Another potentially long-term impact from the shutdown is lost time for training and education. In the report, one special agent working in counterintelligence is quoted as saying that “training for specific critical response missions has been postponed or cancelled for January and continues to be cancelled as weeks continue to progress without funding.” Other agencies deemed less critical for national security have also missed crucial training periods when the shutdown appeared headed for yet another week. An annual weeklong training session between the Federal Emergency Management Authority and the National Hurricane Center was scrapped with no immediate plans for rescheduling. “You can’t recreate this time,” NHC union steward Eric Blake told Mother Jones.

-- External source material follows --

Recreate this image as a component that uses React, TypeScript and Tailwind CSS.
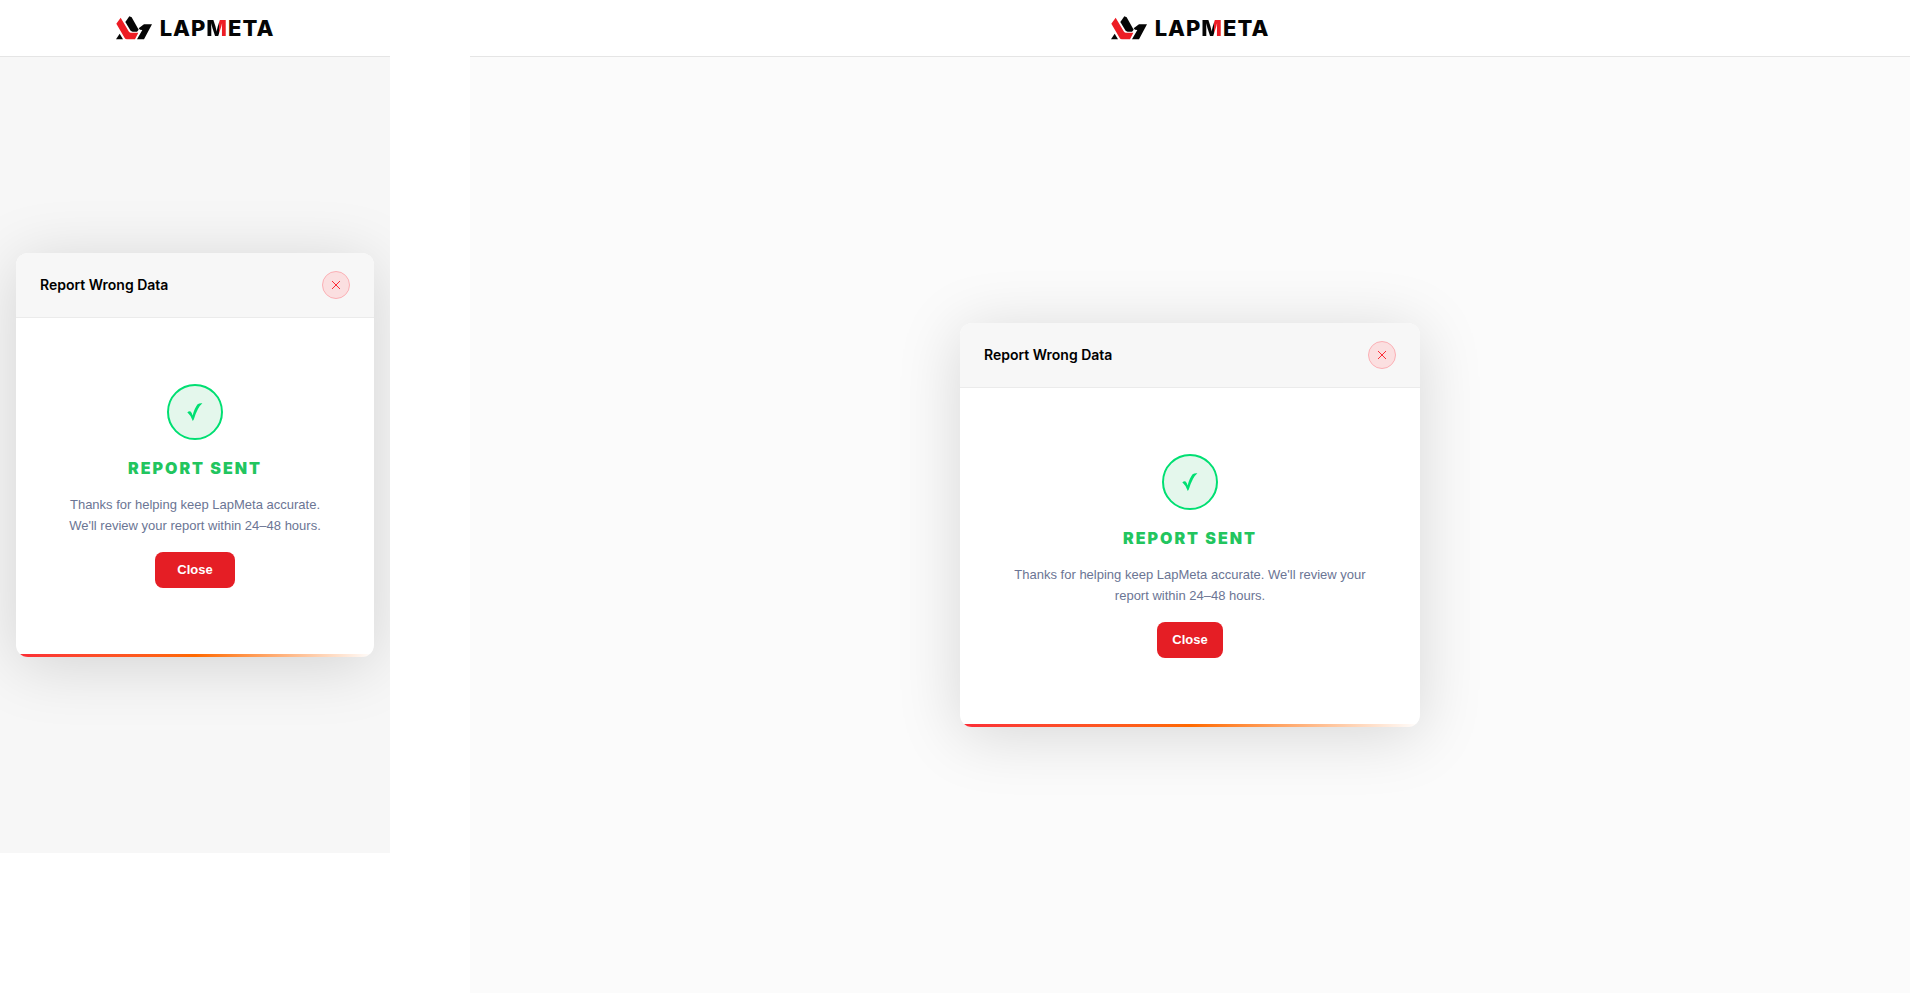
// Report Wrong Data: success state, shown at phone and desktop widths

import React from "react";

const Logo: React.FC = () => (
  <a href="#" aria-label="LapMeta home" className="flex items-center gap-2">
    <svg viewBox="0 0 108 70" className="h-6 w-9" aria-hidden="true">
      <path fill="#ed1c24" d="M14 4 L1 22 L26 65 Q28 69 33 69 L57 69 L67 49 L44 49 Q40 49 38 45 Z" />
      <path fill="#050505" d="M40 0 L28 17 L43 42 Q46 46 50 46 L63 46 L68 40 L47 3 Z" />
      <path fill="#050505" d="M108 24 L84 24 L68 36 L72 40 L79 41 L63 69 L84 69 Z" />
      <path fill="#050505" d="M11 52 L0 69 L21 69 Z" />
    </svg>
    <span className="font-['Inter'] text-[22px] leading-6 font-extrabold tracking-[1px] text-[#050505]">
      LAP
      <span className="bg-linear-to-r from-[#050505] from-60% to-[#ed1c24] to-60% bg-clip-text text-transparent">
        M
      </span>
      ETA
    </span>
  </a>
);

const CloseIcon: React.FC = () => (
  <svg viewBox="0 0 10 10" className="size-[10px]" fill="none" stroke="currentColor" strokeWidth="1" aria-hidden="true">
    <path d="M1 1 L9 9 M9 1 L1 9" />
  </svg>
);

const CheckIcon: React.FC = () => (
  <svg viewBox="0 0 16 18" className="h-[18px] w-4" fill="currentColor" aria-hidden="true">
    <path d="M0.3 9.2 Q2.2 7.9 3.6 8.5 Q4.8 9.6 5.6 12.4 Q7.6 5 10.6 1.3 Q12.4 0 15.4 0.3 Q10.6 4.2 6.9 16.2 L5.8 17.9 Q4 12.4 0.3 9.2 Z" />
  </svg>
);

interface ReportDialogProps {
  titleId: string;
  className: string;
  buttonClassName: string;
}

const ReportDialog: React.FC<ReportDialogProps> = ({ titleId, className, buttonClassName }) => (
  <section
    role="dialog"
    aria-labelledby={titleId}
    className={`w-full overflow-hidden rounded-xl bg-white shadow-[0_8px_64px_rgba(0,0,0,0.15)] ${className}`}
  >
    <div className="flex items-center justify-between border-b border-[#ebebeb] bg-[#f7f7f7] px-6 py-[18px]">
      <h2 id={titleId} className="font-['Inter'] text-sm font-semibold text-black">
        Report Wrong Data
      </h2>
      <button
        type="button"
        aria-label="Close dialog"
        className="flex size-7 items-center justify-center rounded-full border border-[#fbb0b5] bg-[#fbdfe0] text-[#fb2c36]"
      >
        <CloseIcon />
      </button>
    </div>
    <div className="flex flex-col items-center px-12 py-[66px] text-center">
      <div className="flex size-14 items-center justify-center rounded-full border-2 border-[#00df72] bg-[#e4f7ec] text-[#00df72]">
        <CheckIcon />
      </div>
      <h3 className="mt-4 font-['Inter'] text-base leading-6 font-black tracking-[2px] text-[#22c55e]">
        REPORT SENT
      </h3>
      <p className="mt-3.5 text-[13px] leading-[21px] text-[#6b7594]">
        Thanks for helping keep LapMeta accurate. We'll review your report within 24–48 hours.
      </p>
      <button
        type="button"
        className={`mt-4 h-9 rounded-lg bg-[#e51e25] text-[13px] font-bold text-white ${buttonClassName}`}
      >
        Close
      </button>
    </div>
    <div className="h-[3px] bg-linear-to-r from-[#fb2c36] via-[#ff6900] to-transparent" />
  </section>
);

const TopBar: React.FC = () => (
  <header className="flex h-[57px] items-center justify-center border-b border-[#e5e5e5] bg-white">
    <Logo />
  </header>
);

export default function App() {
  return (
    <div className="flex min-h-screen items-stretch gap-20 bg-white font-['Liberation_Sans',sans-serif]">
      <div className="flex h-[853px] w-[390px] shrink-0 flex-col overflow-hidden bg-[#f7f7f7]">
        <TopBar />
        <main className="flex flex-1 items-center px-4">
          <ReportDialog titleId="report-title-phone" className="max-w-md" buttonClassName="px-[22px]" />
        </main>
      </div>
      <div className="flex min-w-0 flex-1 flex-col bg-[#fbfbfb]">
        <TopBar />
        <main className="flex flex-1 items-center justify-center">
          <ReportDialog titleId="report-title-desktop" className="max-w-[460px]" buttonClassName="px-[15px]" />
        </main>
      </div>
    </div>
  );
}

From a recruitment perspective, the shutdown has been a fantastic advertisement for the private sector—and immensely damaging for law enforcement. Several field offices had to set up food banks for employees. “The ongoing financial insecurity caused by the failure to fund the FBI could lead some FBI Agents to consider career options that provide more stability for their families,” read a petition signed by the FBIAA and all field office leaders.

Career prospects for current agents could also be affected. Federal law limited the type of jobs they could take on the side, while missed payments or newly accrued debt—the type that may stem from weeks without a paycheck—could haunt an agent’s chance for advancement when they undergo a routine financial background check. The resulting impact “could even disqualify Agents from continuing to serve in some cases,” the petition stated.

“Without a Wall our Country can never have Border or National Security,” Trump tweeted Tuesday, and from the start of the partial government shutdown he has described the government employees not receiving pay as “GREAT PATRIOTS” who “understand what’s happening” and “want border security.” That’s not how former special agent Luke William Hunt, who now teaches at Radford University, saw the issue when contacted by Mother Jones. “This is just an example of how the politics has a real-world impact,” he said, “potentially on national security, potentially on serious criminal investigations.”